The DMRA, introduced by Senators Cassidy (R-La.) and co-sponsored by Senators Baldwin (D-Wis.) and Vance (R-Ohio) focuses on the de minimis value. It requires reciprocity, meaning the United States de minimis level would be set according to what another country’s de minimis level is. Given how low the de minimis value is in most other countries, this aspect of the bill effectively lowers the U.S. de minimis value.

The DMRA also outright bans China and Russia from receiving de minimis treatment. It also instructs the Treasury Secretary to create a list of other countries whose shipments may not enter under the loophole, including countries that violate the Uyghur Forced Labor Prevention Act, countries that export counterfeit items, and countries listed on the State Department’s “Tier 3” worst category of human trafficking violators.

Finally, the DMRA allows de minimis treatment only for packages transported to the United States by a “contract carrier.” Such entities are required to provide the additional data required by IFSA on the goods and collect taxes and tariffs owed on them. A contract carrier is defined as a private shipper incorporated in the United States, such as FedEx and UPS.

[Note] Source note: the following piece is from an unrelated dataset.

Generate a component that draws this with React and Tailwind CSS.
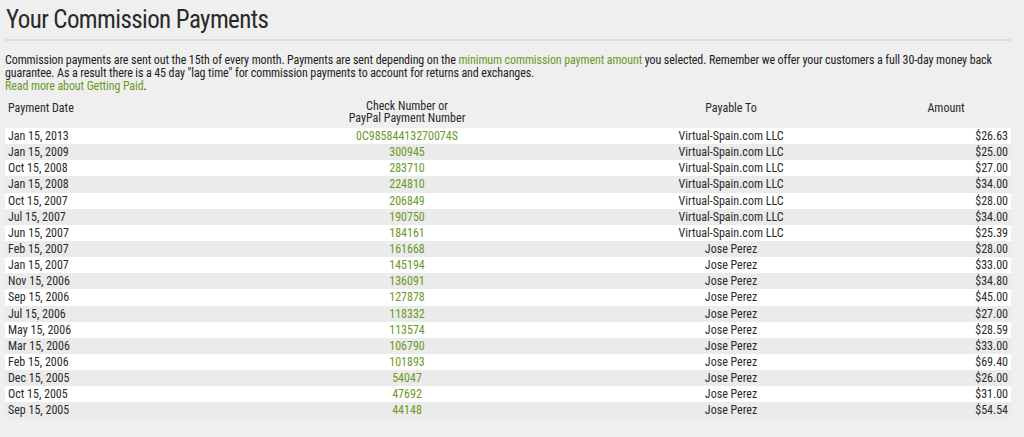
import React from "react";

// Historial de pagos de comisiones
const payments = [
	["Jan 15, 2013", "0C98584413270074S", "Virtual-Spain.com LLC", "$26.63"],
	["Jan 15, 2009", "300945", "Virtual-Spain.com LLC", "$25.00"],
	["Oct 15, 2008", "283710", "Virtual-Spain.com LLC", "$27.00"],
	["Jan 15, 2008", "224810", "Virtual-Spain.com LLC", "$34.00"],
	["Oct 15, 2007", "206849", "Virtual-Spain.com LLC", "$28.00"],
	["Jul 15, 2007", "190750", "Virtual-Spain.com LLC", "$34.00"],
	["Jun 15, 2007", "184161", "Virtual-Spain.com LLC", "$25.39"],
	["Feb 15, 2007", "161668", "Jose Perez", "$28.00"],
	["Jan 15, 2007", "145194", "Jose Perez", "$33.00"],
	["Nov 15, 2006", "136091", "Jose Perez", "$34.80"],
	["Sep 15, 2006", "127878", "Jose Perez", "$45.00"],
	["Jul 15, 2006", "118332", "Jose Perez", "$27.00"],
	["May 15, 2006", "113574", "Jose Perez", "$28.59"],
	["Mar 15, 2006", "106790", "Jose Perez", "$33.00"],
	["Feb 15, 2006", "101893", "Jose Perez", "$69.40"],
	["Dec 15, 2005", "54047", "Jose Perez", "$26.00"],
	["Oct 15, 2005", "47692", "Jose Perez", "$31.00"],
	["Sep 15, 2005", "44148", "Jose Perez", "$54.54"],
];

function App() {
	return (
		<div
			className="min-h-screen bg-[#efefef] text-[#333] px-[5px] pt-[4px]"
			style={{ fontFamily: '"Roboto Condensed", "DejaVu Sans Condensed", Roboto, sans-serif' }}
		>
			<div className="w-[1006px]">
				<h1 className="text-[25px] leading-[32px] tracking-[-0.6px] text-[#2a2a2a] pl-[1px]">
					Your Commission Payments
				</h1>
				<hr className="mt-[3px] border-0 border-t-[2px] border-[#dcdcdc]" />

				<p className="mt-[13px] text-[12px] leading-[13px] tracking-[-0.1px] text-[#222]">
					Commission payments are sent out the 15th of every month. Payments are sent depending on the{" "}
					<a className="text-[#6a9a1f]">minimum commission payment amount</a> you selected. Remember we offer
					your customers a full 30-day money back guarantee. As a result there is a 45 day "lag time" for
					commission payments to account for returns and exchanges.
					<br />
					<a className="text-[#6a9a1f]">Read more about Getting Paid</a>.
				</p>

				<table className="mt-[6px] w-full text-[12px] leading-[16px] border-collapse text-[#2a2a2a]">
					<thead>
						<tr className="align-top">
							<th className="font-normal text-left px-[3px] pt-[1px] pb-[4px] w-[228px]">Payment Date</th>
							<th className="font-normal text-center px-[3px] pt-[1px] pb-[4px] leading-[12px]">
								Check Number or
								<br />
								PayPal Payment Number
							</th>
							<th className="font-normal text-center px-[3px] pt-[1px] pb-[4px] w-[300px]">Payable To</th>
							<th className="font-normal text-center px-[3px] pt-[1px] pb-[4px] w-[130px]">Amount</th>
						</tr>
					</thead>
					<tbody>
						{payments.map((p, i) => (
							<tr key={p[0]} className={i % 2 === 0 ? "bg-white" : "bg-[#ebebeb]"}>
								<td className="px-[3px] h-[16.15px]">{p[0]}</td>
								<td className="px-[3px] text-center text-[#6a9a1f]">{p[1]}</td>
								<td className="px-[3px] text-center">{p[2]}</td>
								<td className="px-[3px] text-right">{p[3]}</td>
							</tr>
						))}
					</tbody>
				</table>
			</div>
		</div>
	);
}

export default App;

The DMRA and IFSA are complementary policies. Both close the de minimis loophole for shipments from China and Russia and increase the data required. Both would reduce de minimis shipments overall and thus protect consumers from fake or unsafe products, limit access for goods made with forced labor and reduce the competitive edge bad players get from dodging inspections and not paying taxes and duties.

Together, these bills terms would go a long way to fixing the de minimis problem.